Recent proximal point optimization techniques have been very successful for solving penalized regression problems defined with nonsmooth functions. In this talk, we discuss two types of penalized regression in the context of convex regularization, inspired by Tikhonov and Morozov. We first briefly introduce recent developments for the former type. In the second part, we focus on a particular instance of the latter type, namely the generalized Dantzig selector (GDS), presenting our recent contribution of a fast proximal point algorithm based on a convex-concave saddle-point reformulation. Some experimental results will be shown for a particular instance of GDS, defined with the ordered $ell_1$-norm regularizer, which has an attractive provable FDR control property in high dimensional model selection similarly to Benjamini-Hochberg’s. The talk will begin with a brief introduction of the Collaborative Research Center SFB 876 in TU Dortmund University and some of recent works of Dr. Lee.

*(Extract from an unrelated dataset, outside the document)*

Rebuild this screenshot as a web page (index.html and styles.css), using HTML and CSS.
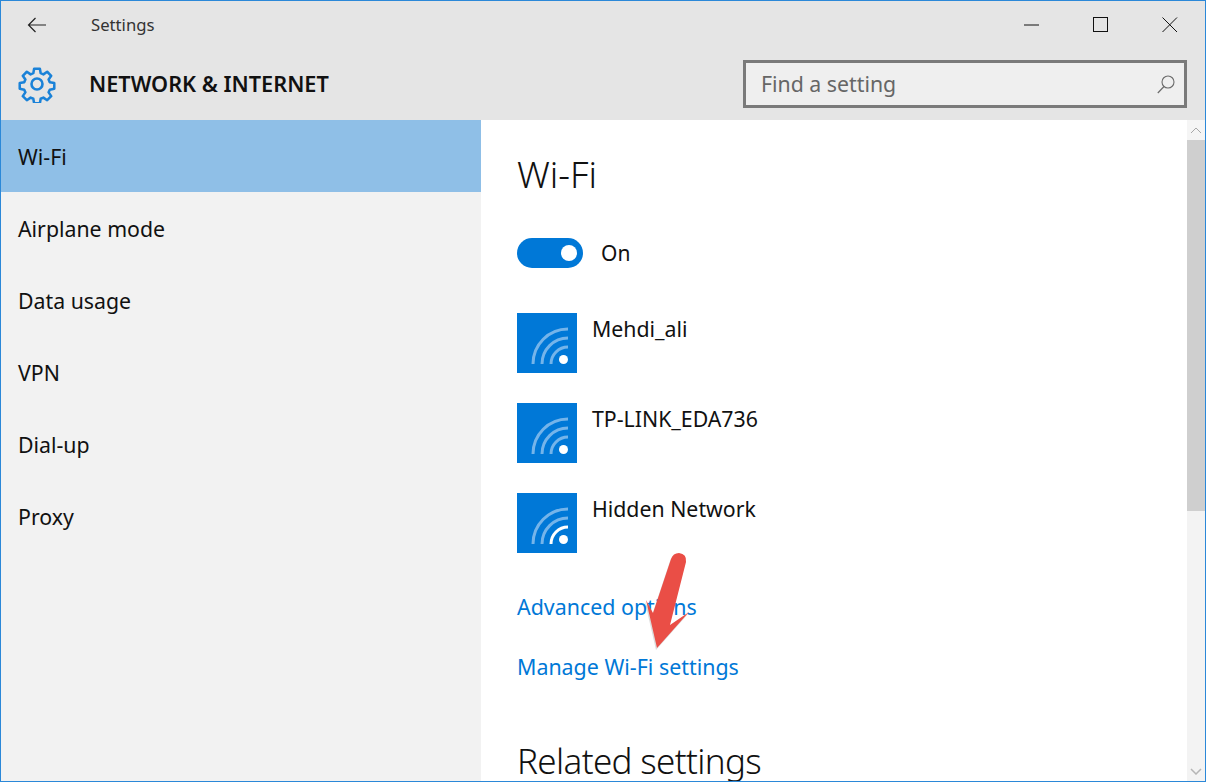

Dr. Lee received his bachelor’s (2003) and first master’s degree (2005) in Seoul National University. During his master’s study, he worked in the BI lab with Prof. Zhang. Afterwards he moved to the USA for graduate study and received his second master (2008) and Ph.D. degree (2011) in optimization, from the University of Wisconsin-Madison. Since 2011, Dr. Lee has been working as a postdoc researcher in Germany at the Collaborative Research Center SFB876 within the TU Dortmund University. From 2015, Dr. Lee has been working as a project leader in the research center.